Canning citrus juice is very easy and you don’t even need a pressure canner.  Citrus juice is a high acid food so the boiling water method is safe to use.

First get the jars you wish to use and wash them and then sterilize by boiling for 10 minutes submerged in the boiling water.  I use 1/2 gallon (2 quart) jars for grapefruit, quart jars for orange, and half pint for lemon juice.
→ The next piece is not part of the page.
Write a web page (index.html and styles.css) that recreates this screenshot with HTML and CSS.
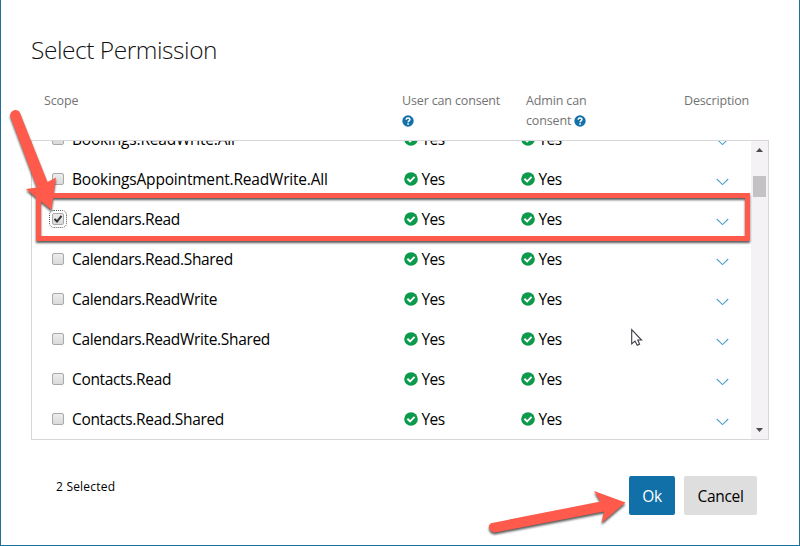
FILE: index.html
```
<!DOCTYPE html>
<html lang="en">
<head>
<meta charset="utf-8">
<title>Select Permission</title>
<link rel="stylesheet" href="styles.css">
</head>
<body>
<svg width="0" height="0" class="defs" aria-hidden="true">
  <symbol id="yes" viewBox="0 0 14 14"><circle cx="7" cy="7" r="6.8" fill="#0b9a4b"/><path d="M3.4 6.8 6.1 9.4 10.6 4.9" fill="none" stroke="#fff" stroke-width="2"/></symbol>
  <symbol id="help" viewBox="0 0 12 12"><circle cx="6" cy="6" r="5.7" fill="#1470a8"/><path d="M4.1 4.7C4.2 2.4 7.9 2.5 7.9 4.6 7.9 6 6.1 5.8 6.1 7.3" fill="none" stroke="#fff" stroke-width="1.5"/><path d="M5.3 8.2h1.6v1.5H5.3z" fill="#fff"/></symbol>
  <symbol id="down" viewBox="0 0 13 8"><path d="M.8 1 6.5 6.6 12.2 1" fill="none" stroke="#4f9fcb" stroke-width="1.1"/></symbol>
</svg>
<main class="dialog">
  <h1>Select Permission</h1>
  <div class="head">
    <span>Scope</span>
    <span>User can consent<br><svg class="help"><use href="#help"/></svg></span>
    <span>Admin can<br>consent <svg class="help"><use href="#help"/></svg></span>
    <span>Description</span>
  </div>
  <div class="list">
    <div class="rows" id="rows"></div>
    <div class="scrollbar">
      <svg class="arrow" viewBox="0 0 7 4"><path d="M0 4 3.5 0 7 4z"/></svg>
      <div class="thumb"></div>
      <svg class="arrow last" viewBox="0 0 7 4"><path d="M0 0h7L3.5 4z"/></svg>
    </div>
  </div>
  <footer>
    <span class="count">2 Selected</span>
    <button class="ok">Ok</button>
    <button class="cancel">Cancel</button>
  </footer>
</main>
<svg class="notes" viewBox="0 0 800 546">
  <g class="shadow">
    <rect x="38.5" y="195.5" width="709" height="43" fill="none" stroke="#ff5a4b" stroke-width="5"/>
    <path d="M10.5 117C8.5 111 17.5 107 20 113L47.5 182 56 177.500 51.500 210 26 189 37 187.500z" fill="#ff5a4b"/>
    <path d="M492 523C487 524 488 532 495 532.500L604 511.500 601.500 523 625.500 502.500 594 491 600.500 501.500z" fill="#ff5a4b"/>
  </g>
  <path d="M631.700 329.700V343.800L635 341 637.200 345.300 639.600 344.200 637.800 340H641.500z" fill="#fff" stroke="#3d3b45" stroke-width="1.100"/>
</svg>
<script src="app.js"></script>
</body>
</html>
```
FILE: styles.css
```
* { box-sizing: border-box; }
body { margin: 0; background: #fff; color: #000; font-family: "Open Sans", "Noto Sans", sans-serif; }
.defs { position: absolute; }
.dialog {
  width: 800px; height: 546px; padding: 32px 30px 0 30px; overflow: hidden;
  border: 1px solid #1b70a0; border-top: 0;
}
h1 { margin: 0; height: 36px; font-size: 24.5px; line-height: 36px; font-weight: 300; letter-spacing: -0.45px; color: #111; }
.head {
  display: grid; grid-template-columns: 358px 124px 158px 80px; height: 72px; padding: 23px 0 0 13px;
  font-size: 12.5px; line-height: 20px; letter-spacing: -0.15px; color: #737373;
}
.help { width: 12px; height: 12px; vertical-align: -2px; }
.list { display: flex; width: 738px; height: 300px; border: 1px solid #d8d6da; overflow: hidden; }
.rows { flex: 1; margin-top: -22px; }
.row {
  display: grid; grid-template-columns: 20px 331.5px 117px 195px 13px; align-items: center; height: 40px; padding-left: 20px;
  font-size: 15.5px; line-height: 20px; letter-spacing: -0.34px; white-space: nowrap;
}
.row.loose { letter-spacing: -0.19px; }
.box {
  width: 12px; height: 12px; border: 1px solid #a9a9a9; border-radius: 2px;
  background: linear-gradient(#ececec, #dadada);
}
.box.checked { outline: 1px dotted #555; outline-offset: 2px; }
.box svg { display: block; width: 10px; height: 10px; }
.yes { display: flex; align-items: center; gap: 4px; letter-spacing: -0.6px; }
.yes svg { width: 14px; height: 14px; }
.down { width: 13px; height: 8px; margin-top: 5px; }
.scrollbar { display: flex; flex-direction: column; align-items: center; width: 17px; padding: 7px 0; background: #f5f2f6; }
.arrow { width: 7px; height: 4px; fill: #4d4b50; }
.arrow.last { margin-top: auto; }
.thumb { width: 13px; height: 21px; margin-top: 24px; background: #c4c2c5; }
footer { display: flex; align-items: flex-start; padding: 36px 0 0 25px; }
.count { width: 573px; padding-top: 1px; font-size: 12px; line-height: 20px; letter-spacing: 0.2px; }
button {
  height: 39px; margin: 0; padding: 1px 0 0; border: 0; border-radius: 2px; font: 15.5px/38px "Open Sans", "Noto Sans", sans-serif;
  letter-spacing: -0.3px; color: #000;
}
.ok { width: 46px; margin-right: 9px; background: #1170a8; color: #fff; }
.cancel { width: 73px; background: #dedede; }
.notes { position: absolute; left: 0; top: 0; width: 800px; height: 546px; pointer-events: none; }
.shadow { filter: drop-shadow(.5px 2px .8px rgba(0, 0, 0, .65)); }
```
FILE: app.js
```
const scopes = [
  "Bookings.ReadWrite.All", "BookingsAppointment.ReadWrite.All", "Calendars.Read", "Calendars.Read.Shared",
  "Calendars.ReadWrite", "Calendars.ReadWrite.Shared", "Contacts.Read", "Contacts.Read.Shared"
];
const tick = '<svg viewBox="0 0 10 10"><path d="M1.500 5 4 7.500 8.500 1.800" fill="none" stroke="#333" stroke-width="2"/></svg>';
const yes = '<span class="yes"><svg><use href="#yes"/></svg>Yes</span>';
document.getElementById("rows").innerHTML = scopes.map(name => {
  const on = name === "Calendars.Read";
  const loose = name.startsWith("Bookings");
  return `<div class="row${loose ? " loose" : ""}"><span class="box${on ? " checked" : ""}">${on ? tick : ""}</span><span>${name}</span>${yes}${yes}<svg class="down"><use href="#down"/></svg></div>`;
}).join("");
```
Put the flat lids in a saucepan of hot, but not boiling water on the stove.

Juice your citrus fruit and strain out the pulp if desired.  Add sugar only if desired.  Place in a large stockpot and bring to nearly boiling (190 degrees F) for about five minutes.  In your boiling water canner or large stockpot with trivit or rack on the bottom, fill half full of water and bring to the boil.  Fill a hot jar with juice, wipe rim, top with lid and seal with band.  Place filled jar into boiling water and repeat until all jars are full and in the canner.  Jars must be covered by one to two inches of water.  If there is not enough, add more BOILING water to the pot.  Return the water to a full rolling boil and begin your timer.

Process for fifteen minutes for one-quart or smaller size jars and twenty minutes for half-gallon jars.  When finished, turn off burner and let water stop boiling.  Remove jars and place on a towel away from draft.  Place jars at least two inches apart.  Allow to cool to room temperature.  When cool, test the lids for a sealed vacuum, label with contents and date, and store.  Any jars which did not seal can be place in the refrigerator and used within about 4-7 days.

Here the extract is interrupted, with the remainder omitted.